One of the Funniest Things That Happened to Me.

By: C.G. Wilson

I was working for a small firm of Quantity Surveyors in London, England. There was the owner, Henry Derek Ide, the senior surveyor who I will call Tony (I have forgotten his name), myself and two juniors, John and Gerry. There were also two secretaries – again I have forgotten their names but they do not feature in the story.

Derek (he never used his first name) was a man in his fifties and I was just twenty. Tony was in his early thirties and John and Gerry were both seventeen.

I never liked Tony very much and I suppose I resented him being there as when I joined the firm it was just Derek and me. Derek was a portly man, smoked a pipe and had no sense of humour. I’m not surprised because his wife was a horrible woman. Whenever she came to the office she would put him down in front of us, order him to take “that silly thing (his pipe) out of his mouth” and berate him about how untidy his desk was. She never gave any of us more than a glance. We didn’t exist.

Tony tried to be nice to me but gave up and turned his attention of ‘trying to be nice’ to John and Gerry. They didn’t like him much either. He was so false and he would run to Derek with our misdemeanours, like having a game of office cricket when Derek was out.
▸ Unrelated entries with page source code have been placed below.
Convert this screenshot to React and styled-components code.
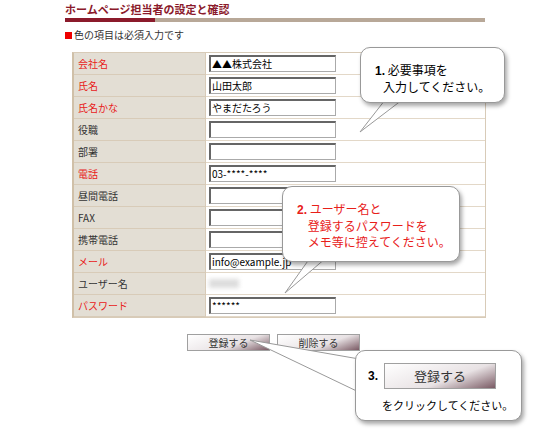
import React from "react";
import styled, { createGlobalStyle } from "styled-components";

const G = createGlobalStyle`
  body{margin:0;background:#fff;font-family:"Noto Sans CJK JP","Liberation Sans",sans-serif;font-size:10px;color:#333;}
`;
const Page = styled.div`position:relative;width:550px;height:429px;overflow:hidden;padding:3px 0 0 65px;box-sizing:border-box;`;
const Title = styled.div`font-size:11px;font-weight:bold;color:#8b1a2b;line-height:13px;`;
const Bar = styled.div`width:420px;height:4px;margin-top:2px;background:linear-gradient(to right,#8b1a2b 90px,#b8a898 90px);`;
const Note = styled.div`margin-top:7px;font-size:10px;line-height:12px;&::before{content:"";display:inline-block;width:7px;height:7px;background:#e00;margin-right:2px;}`;
const Table = styled.div`margin:11px 0 0 7px;width:411px;display:grid;grid-template-columns:132px 1fr;border:1px solid #d8cbb8;border-left:2px solid #d0c0a8;`;
const Label = styled.div`height:21px;display:flex;align-items:center;padding-left:4px;background:#e3ded4;border-bottom:1px solid #d8cbb8;border-right:1px solid #d8cbb8;color:${p=>p.req?"#e8201a":"#333"};font-size:10px;`;
const Cell = styled.div`height:21px;display:flex;align-items:center;padding-left:3px;border-bottom:1px solid #e3d8c8;`;
const Input = styled.div`width:123px;height:14px;border:1px solid #aaa;border-top:2px solid #666;border-left:2px solid #666;font-size:10px;line-height:14px;padding-left:1px;color:#000;`;
const Blur = styled.div`width:30px;height:9px;background:#ddd;filter:blur(2px);`;
const Buttons = styled.div`display:flex;gap:7px;margin:16px 0 0 122px;`;
const Btn = styled.div`width:${p=>p.w||83}px;height:${p=>p.h||17}px;border:1px solid #a0a0a0;background:linear-gradient(160deg,#fff 0%,#e8e2e4 60%,#7a5a64 100%);display:flex;align-items:center;justify-content:center;font-size:${p=>p.fs||10}px;color:#333;box-sizing:border-box;`;
const Bubble = styled.div`position:absolute;left:${p=>p.x}px;top:${p=>p.y}px;width:${p=>p.w}px;height:${p=>p.h}px;background:#fff;border:1px solid #999;border-radius:10px;box-shadow:2px 3px 4px rgba(0,0,0,.35);box-sizing:border-box;font-size:12px;line-height:16px;color:${p=>p.c||"#000"};`;
const Tail = styled.svg`position:absolute;left:${p=>p.x}px;top:${p=>p.y}px;overflow:visible;`;
const Num = styled.b`font-family:"Liberation Sans",sans-serif;`;

const rows=[["会社名",1,"▲▲株式会社"],["氏名",1,"山田太郎"],["氏名かな",1,"やまだたろう"],["役職",0,""],["部署",0,""],["電話",1,"03-****-****"],["昼間電話",0,""],["FAX",0,""],["携帯電話",0,""],["メール",1,"info@example.jp"],["ユーザー名",0,null],["パスワード",1,"******"]];

export default function App(){
  return <Page><G/>
    <Title>ホームページ担当者の設定と確認</Title>
    <Bar/>
    <Note>色の項目は必須入力です</Note>
    <Table>
      {rows.map(([l,r,v])=><React.Fragment key={l}>
        <Label req={r}>{l}</Label>
        <Cell>{v===null?<Blur/>:<Input>{v}</Input>}</Cell>
      </React.Fragment>)}
    </Table>
    <Buttons><Btn>登録する</Btn><Btn>削除する</Btn></Buttons>

    <Tail x={0} y={0} width="550" height="429">
      <polygon points="385,100 402,100 360,132" fill="#fff" stroke="#999"/>
      <polygon points="310,258 326,258 285,293" fill="#fff" stroke="#999"/>
      <polygon points="250,340 365,360 365,395" fill="#fff" stroke="#999"/>
    </Tail>
    <Bubble x={360} y={47} w={145} h={56} style={{padding:"14px 0 0 14px"}}><Num>1.</Num> 必要事項を<br/>&nbsp;&nbsp;&nbsp;入力してください。</Bubble>
    <Bubble x={282} y={186} w={178} h={76} c="#e8201a" style={{padding:"14px 0 0 14px"}}><Num>2.</Num> ユーザー名と<br/>&nbsp;&nbsp;&nbsp;&nbsp;登録するパスワードを<br/>&nbsp;&nbsp;&nbsp;&nbsp;メモ等に控えてください。</Bubble>
    <Bubble x={355} y={350} w={167} h={71} style={{padding:"12px 0 0 12px"}}>
      <div style={{display:"flex",alignItems:"center",gap:6}}><Num>3.</Num><Btn w={112} h={26} fs={13}>登録する</Btn></div>
      <div style={{marginTop:8,paddingLeft:14,fontSize:11}}>をクリックしてください。</div>
    </Bubble>
  </Page>;
}
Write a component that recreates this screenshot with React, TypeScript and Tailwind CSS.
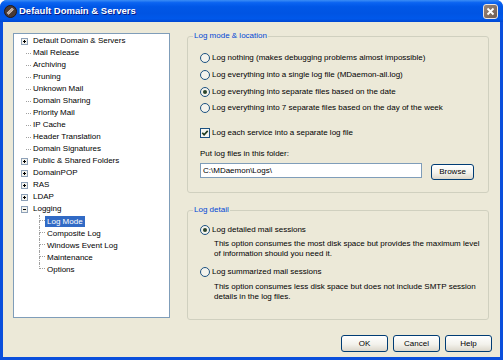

We used to get luncheon vouchers, as part of our salary, which were so small in value you couldn’t get a proper meal from them. They were free but only up to a certain value and that value was never raised by the Government. So we used to save the vouchers up and have a good meal at the end of the working week. The other days we all brought sandwiches from home. Whilst the others, including Tony, enjoyed a variety of fillings every day, I had the same cheese filled ones. Cheddar. I never changed my diet. Cheddar cheese sandwiches and I enjoyed them. I would leave the packet on my desk neatly wrapped up, as 12 noon, on the dot, I would open them up with a cup of coffee at my side and devour them heartily.

On this particular day, I opened my sandwiches and started to eat. After only a few bites I realised something was wrong. I couldn’t bite through the cheese. I suspiciously opened the top layer of bread to reveal a thick piece of cardboard had been inserted with the words “HARD CHEESE?” written on it. Everyone laughed, especially Tony, as he was the culprit. He was finally a hero with John and Gerry. I vowed to get my revenge.

It came one afternoon a week later. Derek had gone out and was not expected back. Tony went upstairs to go to the bathroom. We all knew he would be some time as he took his newspaper with him. I unscrewed the shade and from his desktop lamp. It was one of those big funnel shaped ones with a large metal ring at the bottom and a small one at the top all covered with a coloured canvass. To get to the stairs you had to actually go outside the office through a big wood paneled door. I opened the door, leaving it slightly ajar, and carefully placed the lampshade with one edge in top of the door and the other edge just perched on the top of the architrave that surrounded the door frame. I then put the waste bin a few feet in front of the door with Tony’s furled umbrella sticking up out of it, for good measure. I was now back as the hero of John and Gerry.

We waited. It was quicker than we thought. The door opened and the lampshade dropped beautifully on top of the incoming person’s head. The person gave an exclamation of shock and walked straight into the bin with the umbrella striking right in the stomach. The person stumbled to the floor still shouting.

There was a stunned silence from all of us. No laughter and the awful feeling of sheer horror enveloped me. The person coming into the room and now lying angrily on the floor wasn’t Tony. It was Derek’s wife!